İlk kemoterapiden sonra yine balık pazarında buluştuk. Geç geldi. “Yavaş yürüdüm” dedi. “Onun için geciktim”. Oldukça yorgun görünüyordu. Kokoreçleri söyledim. Sevdiği yemek olunca tabağı sıyırıp tertemiz yapan adam çeyrek ekmeğin yarısını zor yedi. Israr etme der gibi yüzüme baktı. Bir şey söylemedim. Başımı eğip tamam dedim. İçimde bir yangın vardı. “Nereye kadar” diye bir çığlık yükseldi yüreğimden. Bir saat kadar oturduk. Bu süre içinde hiç öksürmediği dikkatini çekti. Bunu hatırlattım. “Evet” dedi. “Fazla öksürmüyorum. Herhalde tedavi tesir etmeye başladı”. “Tabi ki” diye destekledim. “Mutlaka faydası olacaktır.” “İnşallah, bakalım” dedi. “Ama sarsıyor, yataktan çıkmak istemiyorum. Çok yorgun hissediyorum kendimi.”
Şimdi düşünüyorum da sağlığım yerinde; uykum, iştahım fena değil.

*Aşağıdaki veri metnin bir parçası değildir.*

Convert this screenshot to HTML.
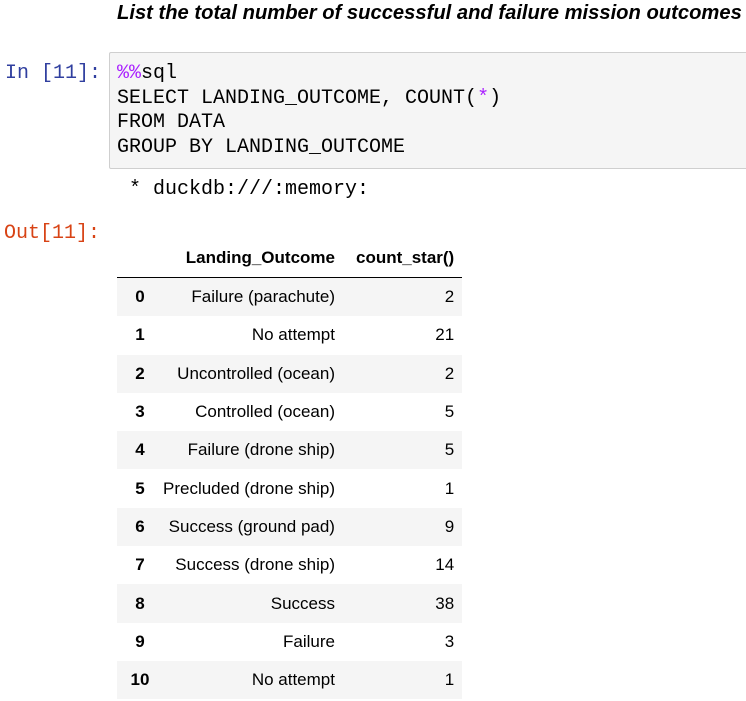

Karnım acıkınca sevdiğim yemeği ağız tadıyla yiyebiliyorum. Özelikle yalnızken aklıma geliyor birlikte geçirdiğimiz mutlu günler. Çoban salatanın mayhoş suyuna ekmek batırıp büyük bir iştahla yediği sofralar. Benim bu günlerde ondan ayrı yediğim yemeklerden aldığım lezzet içimi sızlatıyor. Buna hakkım olup olmadığını sorguluyorum. Hayat böyle bir şey. Ayrılık olsa da yaşam devam ediyor. Lezzetin ayartıcı coşkusuna kapılıp karnımı doyururken son lokma boğazımdan zor geçiyor. Aldığım bu keyiften UTANÇ duyuyorum desem yeridir.